» Task directions:
Extract the lines that carry the string "TypeScript" from the listing.

+++ Given records

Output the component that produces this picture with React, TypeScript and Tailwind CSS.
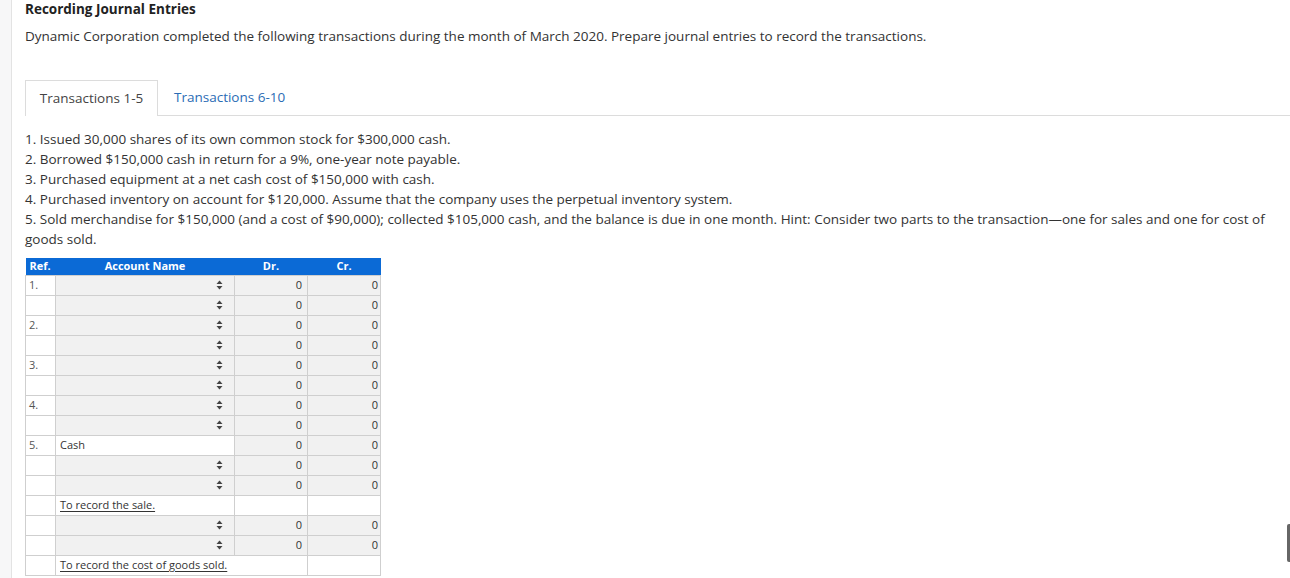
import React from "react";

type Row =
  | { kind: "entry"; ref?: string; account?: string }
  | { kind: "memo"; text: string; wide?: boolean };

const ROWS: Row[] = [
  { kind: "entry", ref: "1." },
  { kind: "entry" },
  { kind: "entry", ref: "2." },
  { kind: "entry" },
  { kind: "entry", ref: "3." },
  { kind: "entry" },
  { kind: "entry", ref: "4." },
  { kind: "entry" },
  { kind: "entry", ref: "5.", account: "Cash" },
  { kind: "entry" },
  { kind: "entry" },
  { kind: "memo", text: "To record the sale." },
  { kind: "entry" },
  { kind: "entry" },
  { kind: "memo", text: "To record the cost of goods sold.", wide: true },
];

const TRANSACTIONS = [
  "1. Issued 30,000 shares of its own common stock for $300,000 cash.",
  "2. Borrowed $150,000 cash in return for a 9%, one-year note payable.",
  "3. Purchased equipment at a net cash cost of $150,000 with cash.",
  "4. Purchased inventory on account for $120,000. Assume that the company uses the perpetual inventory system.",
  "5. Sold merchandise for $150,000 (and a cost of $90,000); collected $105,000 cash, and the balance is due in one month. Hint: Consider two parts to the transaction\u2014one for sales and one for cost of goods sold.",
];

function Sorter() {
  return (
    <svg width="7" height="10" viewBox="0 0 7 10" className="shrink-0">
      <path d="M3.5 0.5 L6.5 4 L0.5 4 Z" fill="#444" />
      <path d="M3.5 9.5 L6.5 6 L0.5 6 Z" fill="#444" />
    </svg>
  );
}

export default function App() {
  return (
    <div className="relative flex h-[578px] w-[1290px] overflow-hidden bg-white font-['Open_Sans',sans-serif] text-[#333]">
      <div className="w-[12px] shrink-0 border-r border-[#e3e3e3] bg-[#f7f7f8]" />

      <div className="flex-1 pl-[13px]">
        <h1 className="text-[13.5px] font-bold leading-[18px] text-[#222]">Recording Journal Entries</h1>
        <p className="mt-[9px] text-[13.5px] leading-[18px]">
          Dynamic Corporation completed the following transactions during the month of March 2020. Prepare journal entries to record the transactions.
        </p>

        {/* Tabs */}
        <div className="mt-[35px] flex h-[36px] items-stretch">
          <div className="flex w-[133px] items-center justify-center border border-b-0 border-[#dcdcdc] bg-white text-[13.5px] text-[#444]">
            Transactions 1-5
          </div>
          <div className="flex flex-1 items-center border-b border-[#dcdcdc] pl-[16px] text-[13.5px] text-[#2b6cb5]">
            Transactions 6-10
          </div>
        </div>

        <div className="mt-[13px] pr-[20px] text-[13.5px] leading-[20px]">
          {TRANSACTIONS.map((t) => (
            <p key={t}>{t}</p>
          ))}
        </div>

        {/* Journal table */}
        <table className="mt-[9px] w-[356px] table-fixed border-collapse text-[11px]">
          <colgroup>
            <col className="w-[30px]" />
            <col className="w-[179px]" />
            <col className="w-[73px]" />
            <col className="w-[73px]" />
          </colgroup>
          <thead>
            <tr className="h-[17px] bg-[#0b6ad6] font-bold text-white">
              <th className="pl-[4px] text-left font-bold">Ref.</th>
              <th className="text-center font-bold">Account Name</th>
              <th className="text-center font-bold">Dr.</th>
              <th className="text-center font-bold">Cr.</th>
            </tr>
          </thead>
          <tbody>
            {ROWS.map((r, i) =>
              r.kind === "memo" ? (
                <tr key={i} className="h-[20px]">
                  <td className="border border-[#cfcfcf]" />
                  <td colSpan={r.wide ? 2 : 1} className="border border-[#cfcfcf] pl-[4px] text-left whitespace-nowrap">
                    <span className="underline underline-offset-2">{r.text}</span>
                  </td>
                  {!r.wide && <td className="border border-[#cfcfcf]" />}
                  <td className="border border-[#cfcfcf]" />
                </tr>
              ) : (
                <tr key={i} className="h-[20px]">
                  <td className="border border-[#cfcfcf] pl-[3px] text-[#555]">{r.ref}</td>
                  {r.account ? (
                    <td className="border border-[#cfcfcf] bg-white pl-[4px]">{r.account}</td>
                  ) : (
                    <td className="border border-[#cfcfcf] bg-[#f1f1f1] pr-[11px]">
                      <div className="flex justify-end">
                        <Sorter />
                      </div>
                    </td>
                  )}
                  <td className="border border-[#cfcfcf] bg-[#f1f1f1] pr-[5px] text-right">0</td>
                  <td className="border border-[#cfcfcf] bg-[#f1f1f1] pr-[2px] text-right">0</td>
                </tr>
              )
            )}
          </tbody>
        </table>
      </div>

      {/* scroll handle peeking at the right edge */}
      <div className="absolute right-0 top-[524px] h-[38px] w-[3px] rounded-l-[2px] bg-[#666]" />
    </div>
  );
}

++++++
+++ Given records

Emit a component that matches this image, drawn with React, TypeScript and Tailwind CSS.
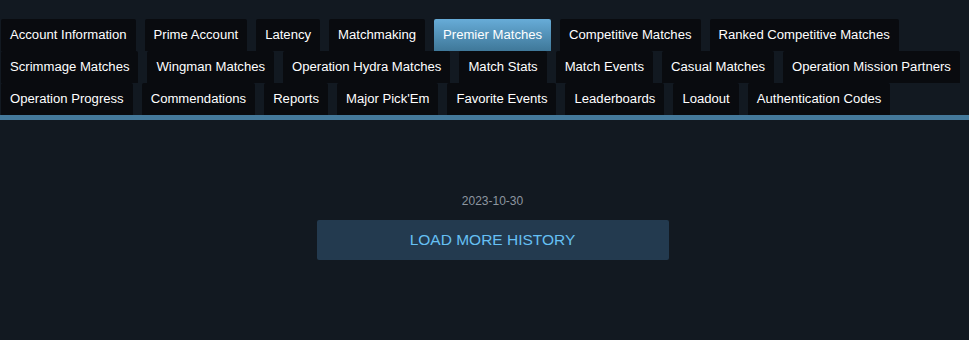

++++++

» Solution to the problem:
Output the component that produces this picture with React, TypeScript and Tailwind CSS.
Emit a component that matches this image, drawn with React, TypeScript and Tailwind CSS.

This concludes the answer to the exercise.